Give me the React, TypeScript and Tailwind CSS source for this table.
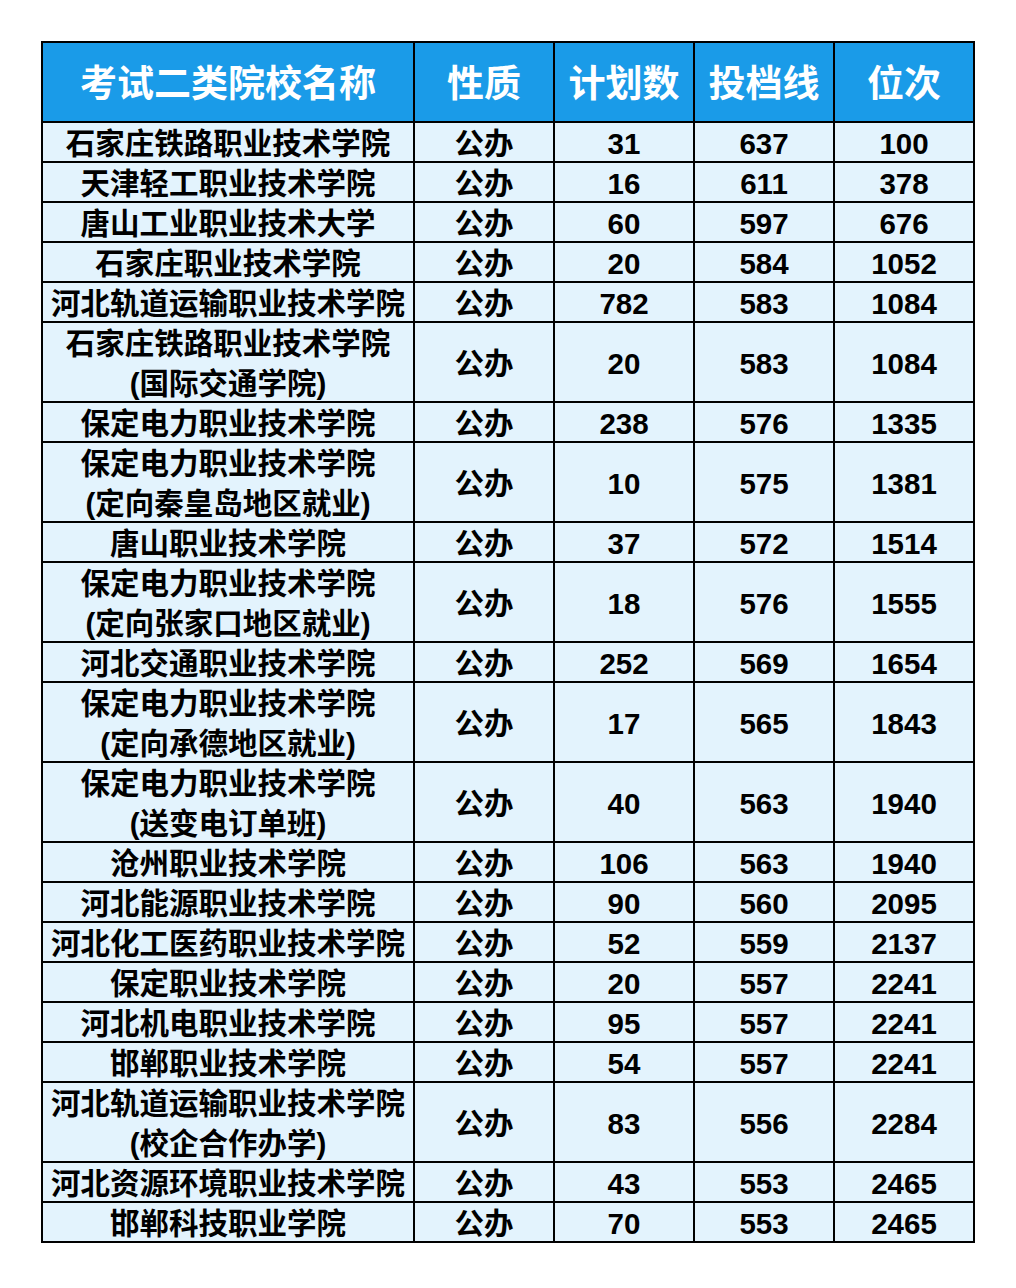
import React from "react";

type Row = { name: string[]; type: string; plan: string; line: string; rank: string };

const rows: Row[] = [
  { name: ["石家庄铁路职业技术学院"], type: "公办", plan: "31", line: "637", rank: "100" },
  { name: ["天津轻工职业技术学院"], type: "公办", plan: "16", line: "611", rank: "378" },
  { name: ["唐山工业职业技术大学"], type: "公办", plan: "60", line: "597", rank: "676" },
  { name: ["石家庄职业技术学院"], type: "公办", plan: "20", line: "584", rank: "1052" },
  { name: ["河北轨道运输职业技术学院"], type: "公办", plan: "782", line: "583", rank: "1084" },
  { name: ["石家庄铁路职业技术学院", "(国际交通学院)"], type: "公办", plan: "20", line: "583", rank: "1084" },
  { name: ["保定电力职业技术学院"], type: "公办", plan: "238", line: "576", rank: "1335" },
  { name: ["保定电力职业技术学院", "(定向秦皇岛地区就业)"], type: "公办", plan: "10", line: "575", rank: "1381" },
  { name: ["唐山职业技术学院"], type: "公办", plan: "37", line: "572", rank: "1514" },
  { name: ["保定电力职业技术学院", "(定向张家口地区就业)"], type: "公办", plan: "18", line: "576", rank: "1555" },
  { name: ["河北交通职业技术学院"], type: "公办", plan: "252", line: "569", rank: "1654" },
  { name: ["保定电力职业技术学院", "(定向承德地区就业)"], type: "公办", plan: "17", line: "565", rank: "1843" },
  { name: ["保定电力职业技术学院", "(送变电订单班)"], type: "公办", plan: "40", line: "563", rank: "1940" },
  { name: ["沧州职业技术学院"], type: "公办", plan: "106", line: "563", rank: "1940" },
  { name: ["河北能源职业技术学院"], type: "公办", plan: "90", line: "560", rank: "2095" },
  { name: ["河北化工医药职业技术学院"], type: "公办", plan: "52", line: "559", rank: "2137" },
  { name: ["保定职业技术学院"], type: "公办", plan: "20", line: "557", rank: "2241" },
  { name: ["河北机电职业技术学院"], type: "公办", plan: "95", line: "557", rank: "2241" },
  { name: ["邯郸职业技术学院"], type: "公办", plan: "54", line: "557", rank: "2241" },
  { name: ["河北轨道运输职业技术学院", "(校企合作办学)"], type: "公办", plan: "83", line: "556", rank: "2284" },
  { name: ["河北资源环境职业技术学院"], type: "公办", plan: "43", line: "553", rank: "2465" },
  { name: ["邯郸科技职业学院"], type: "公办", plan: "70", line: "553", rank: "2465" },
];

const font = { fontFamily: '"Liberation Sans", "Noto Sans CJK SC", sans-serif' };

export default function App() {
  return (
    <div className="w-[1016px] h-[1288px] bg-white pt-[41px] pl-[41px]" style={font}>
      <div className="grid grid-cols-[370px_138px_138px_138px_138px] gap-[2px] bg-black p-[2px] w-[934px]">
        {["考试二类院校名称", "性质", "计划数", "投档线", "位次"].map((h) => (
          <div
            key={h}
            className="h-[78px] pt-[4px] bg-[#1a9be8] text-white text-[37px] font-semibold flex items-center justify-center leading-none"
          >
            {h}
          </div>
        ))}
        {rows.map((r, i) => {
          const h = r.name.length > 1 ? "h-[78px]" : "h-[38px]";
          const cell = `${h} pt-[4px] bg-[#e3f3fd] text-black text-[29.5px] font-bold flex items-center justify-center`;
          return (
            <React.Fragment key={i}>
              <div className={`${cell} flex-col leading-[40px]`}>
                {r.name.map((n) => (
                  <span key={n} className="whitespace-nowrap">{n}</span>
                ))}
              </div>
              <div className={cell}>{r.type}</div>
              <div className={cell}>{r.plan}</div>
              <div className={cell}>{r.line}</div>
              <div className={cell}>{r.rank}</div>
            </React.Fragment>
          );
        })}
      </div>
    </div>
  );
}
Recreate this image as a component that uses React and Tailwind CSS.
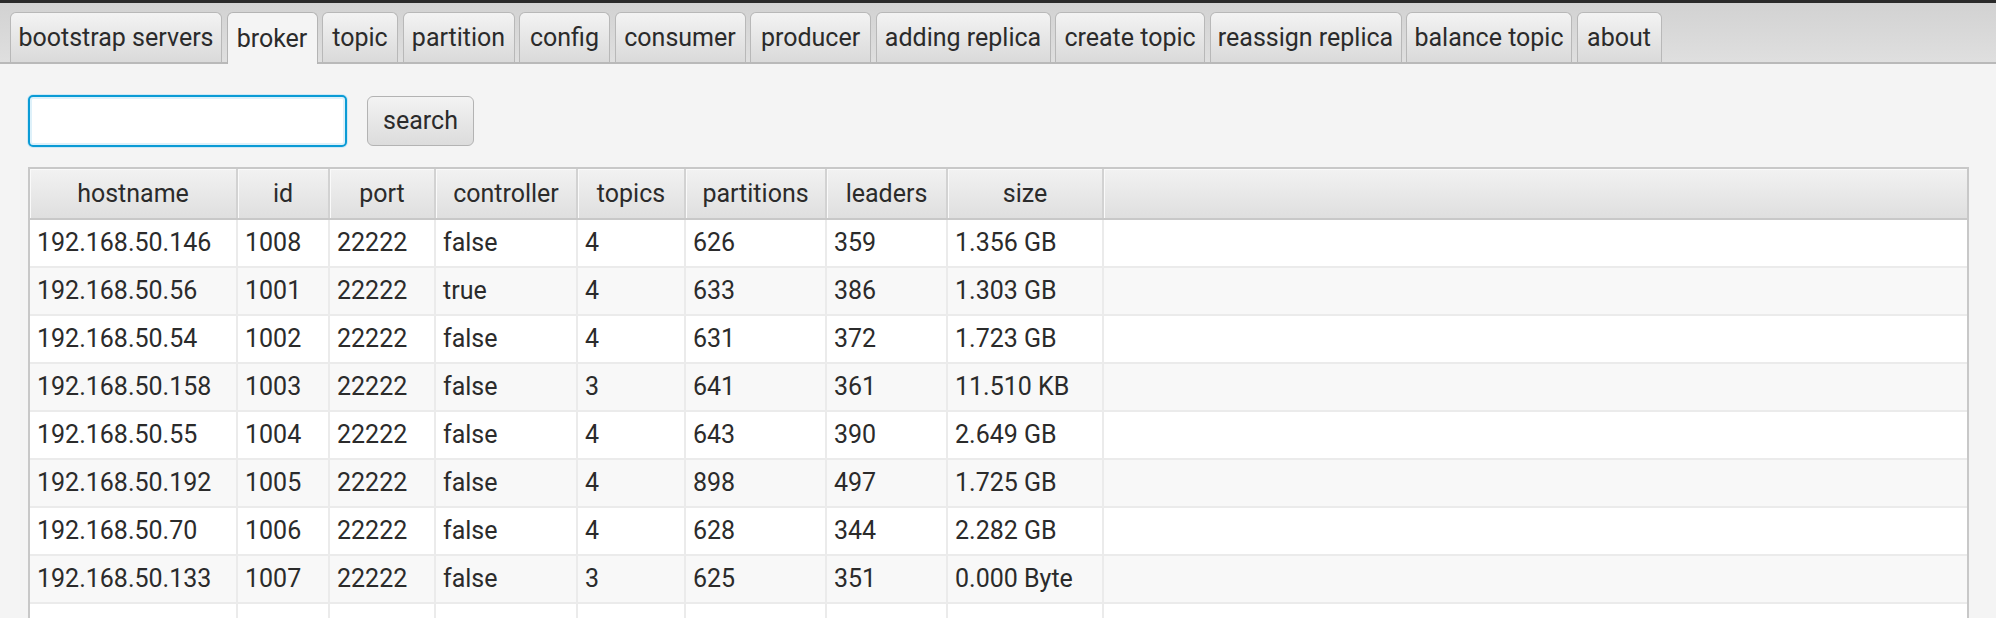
++++++++++
* **Task objective**
Copy nothing but the lines from the top of the data down to the line containing "string[]; type: string;", and leave the pictures out.

* **Correct response**
Give me the React, TypeScript and Tailwind CSS source for this table.
import React from "react";

type Row = { name: string[]; type: string; plan: string; line: string; rank: string };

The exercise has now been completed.